Dry cutting with high-pressure liquid CO2 jets

Abstract

The main advantages of cutting with liquid jets are the flexibility and consistently sharpness of the tool, which allows the machining of a variety of materials and complex shapes. Unfortunately, the humidification of the components can be a problem for certain applications and inhibits the spread of jet technology. Besides, the dry and residue-free cutting of materials is an important topic of today’s research in manufacturing engineering. Due to these advantages, high-pressure liquid CO2 jet cutting has the potential to open new fields of applications in which water jet cutting is not suitable. The liquid CO2 jet with a pressure of up to 300 MPa can be used to machine various materials and functional surfaces before it expands to gas and atmospheric pressure. However, the transition from liquid to gaseous phase implicates density differences which change the cutting performance. As a result, the knowledge about waterjets cannot be adapted to CO2 jets and further investigations are necessary. A new test stand was put into operation and a feed line with abrasives was added. Technological investigations concerning the formation of kerfs with high-pressure liquid CO2 and water jets were performed with and without abrasives as well as subsequently analyzed. The cutting tests were carried out on parts of various metals and technical plastics. The influence of the fluid on the attained cutting surfaces and kerfs produced by the jet was investigated.
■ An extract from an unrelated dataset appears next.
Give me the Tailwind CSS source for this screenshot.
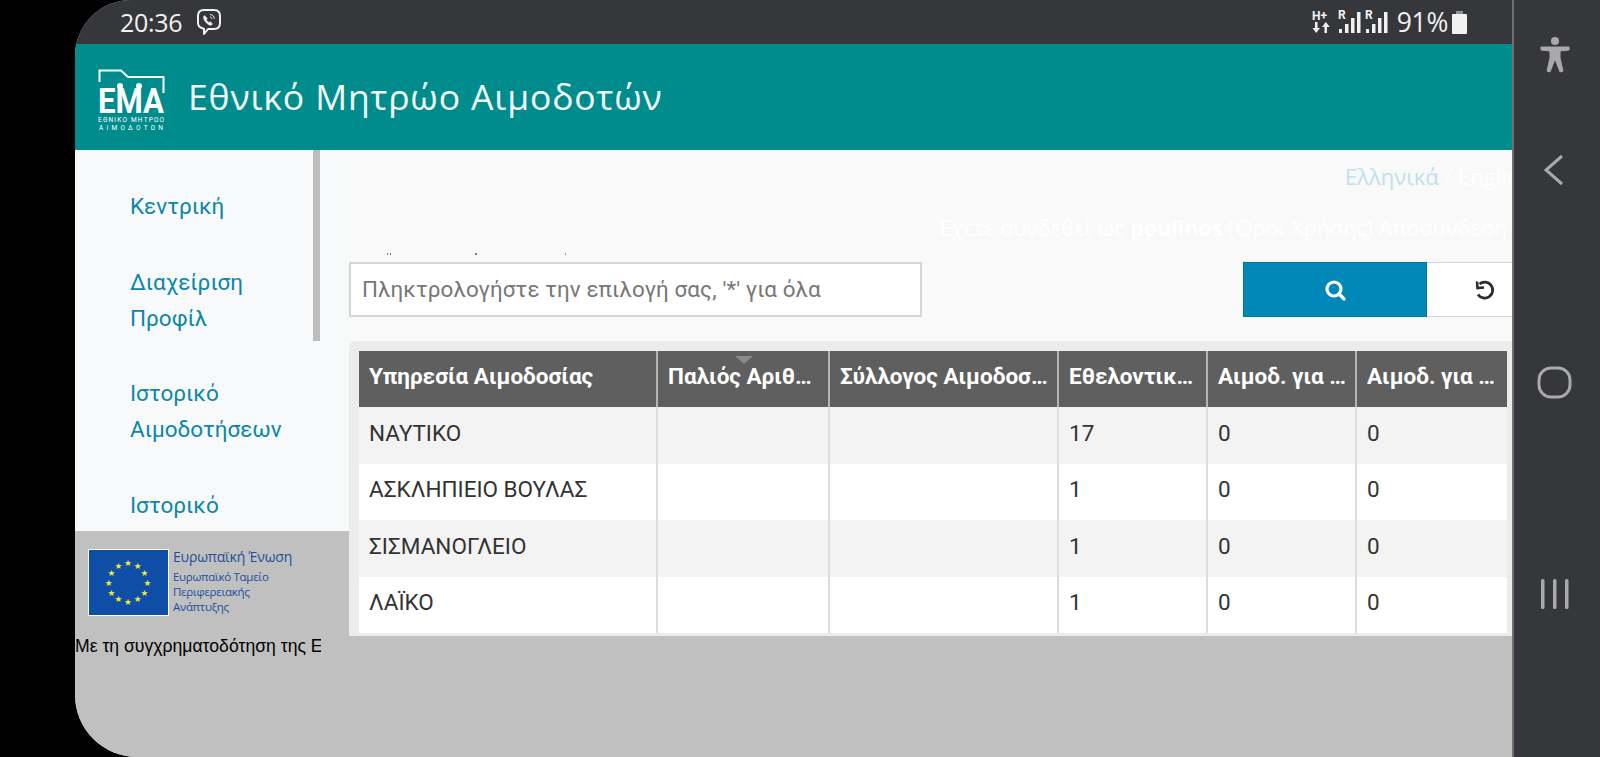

The experiments indicate that the performance of the CO2 jet as well as of the waterjet depends mainly on pressure and nozzle diameter but show different separation behavior. Especially the impact of the working distance will be discussed. The investigations reveal that high-pressure liquid CO2 jet cutting has a high potential in the field of dry and residue-free cutting of metals, technical plastics and CFRP. Furthermore, no temperature influence was observed and the potential for jet cutting in 3D-applications and for hollow profiles was proven.